Loss of SMN Impairs Osteoblast-Osteoclast Coupling via IGF1-Akt-OPG Axis in Spinal Muscular Atrophy.

Recent advancements in therapeutics have extended lifespan and improved neurodevelopmental outcomes in spinal muscular atrophy (SMA) patients, particularly with severe phenotypes. However, most patients fail to achieve normal motor function. Although structural bone defects and increased fracture susceptibility have been reported in both SMA patients and mouse models, the role of survival motor neuron (SMN) protein in bone homeostasis and therapeutic targets remains incompletely understood. To investigate the function of SMN in bone metabolism, a mild SMA mouse model and Smn1 conditional knockout mice in the myeloid lineage and mature osteoclasts were utilized. Bone architecture was assessed using micro-computed tomography (micro-CT), histological staining, and immunohistochemistry. RNA sequencing was performed to explore molecular mechanisms underlying skeletal defects. Primary bone marrow mesenchymal stem cells (BMSCs) and bone marrow-derived macrophages (BMMs) were differentiated into osteoblasts and osteoclasts, respectively, and co-cultured to evaluate SMN-dependent regulation of osteoblast-osteoclast interactions. The therapeutic potential of exogenous osteoprotegerin (OPG) administration was further assessed. SMA mice exhibited significant bone mass reduction, characterized by impaired osteogenesis and increased osteoclastogenesis. However, in vitro experiments revealed suppressed osteoclast differentiation in BMMs from SMA mice, which was inconsistent with in vivo findings. Co-culture studies demonstrated that osteoclast hyperactivity in SMA mice resulted from decreased osteoblast-derived OPG, induced by local insulin-like growth factor 1 (IGF1) deficiency. Mechanistically, SMN depletion led to IGF1 downregulation, thereby suppressing PI3K-Akt signaling, reducing OPG expression, and ultimately disrupting osteoblast-osteoclast coupling.
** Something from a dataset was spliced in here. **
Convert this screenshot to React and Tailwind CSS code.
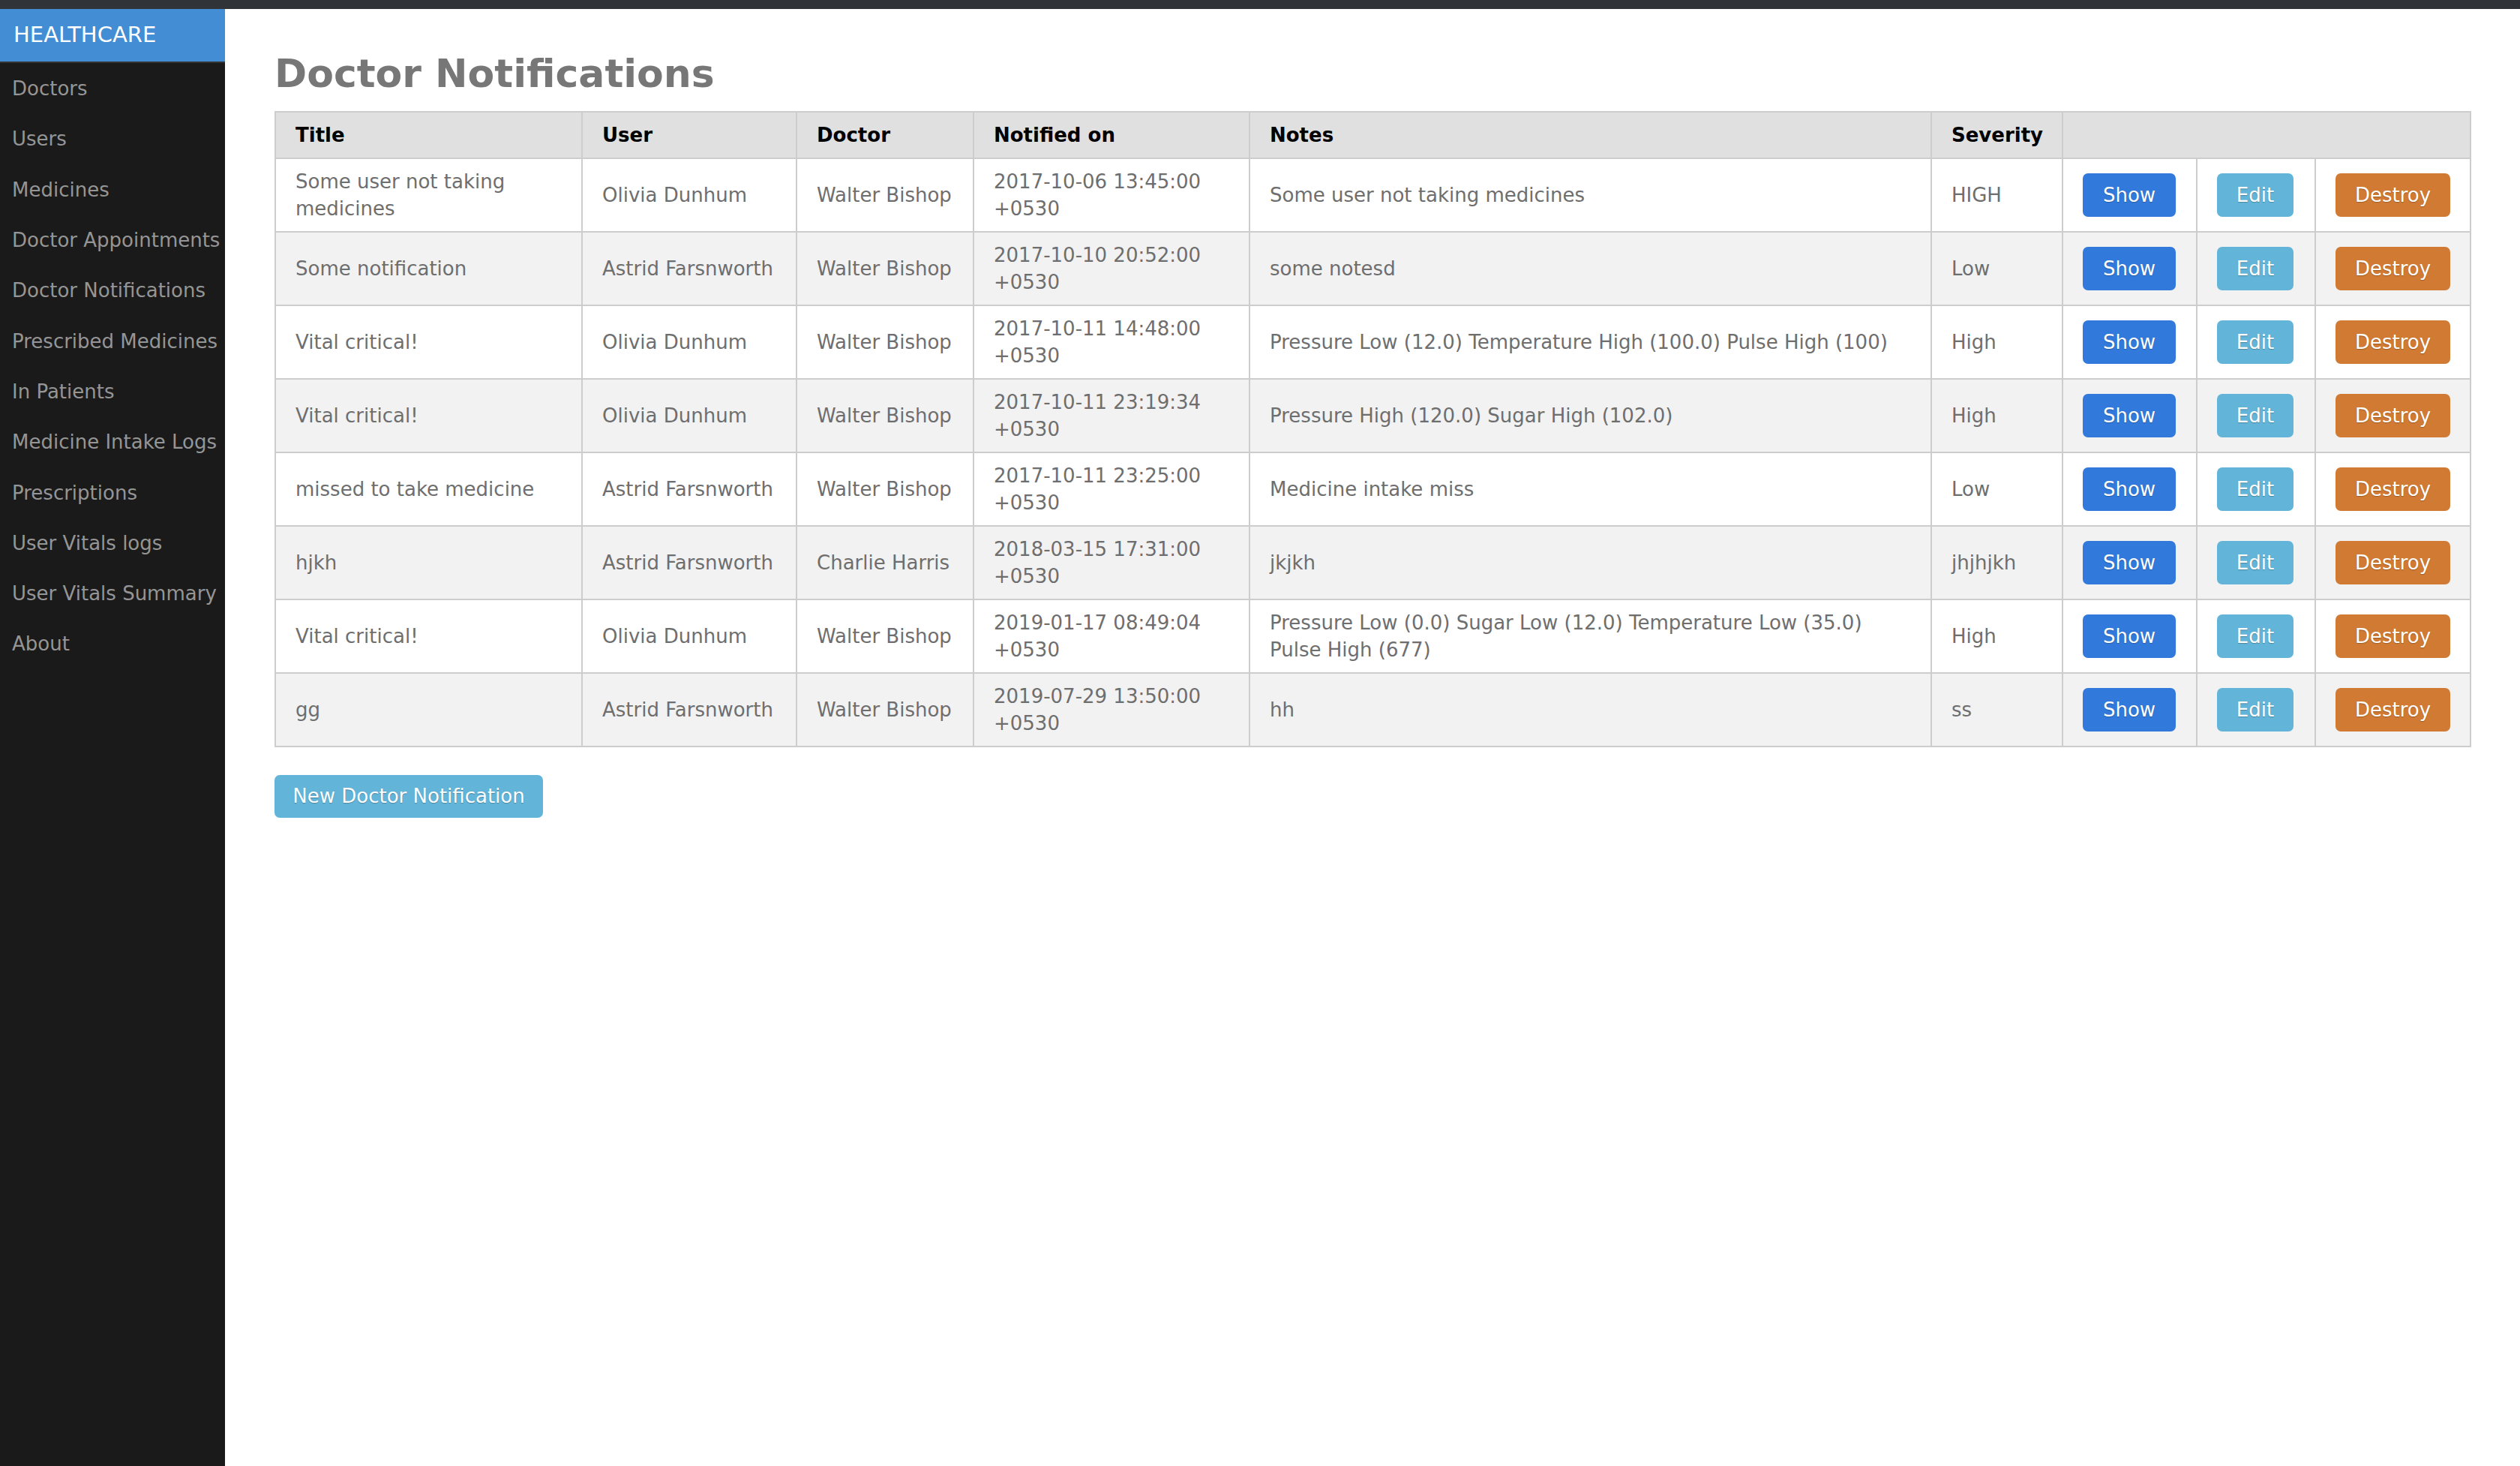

Administration of exogenous OPG effectively mitigated osteoclast differentiation and resorptive activity, indirectly promoting osteoblast function and partially restoring bone formation. These findings reveal that SMN protein loss caused IGF1 deficiency that inhibited the PI3K-Akt signaling pathway, leading to downregulation of OPG expression and disrupted osteoblast-osteoclast coupling. This study highlights the therapeutic potential of targeting OPG in SMA to alleviate skeletal complications and improve patient outcomes.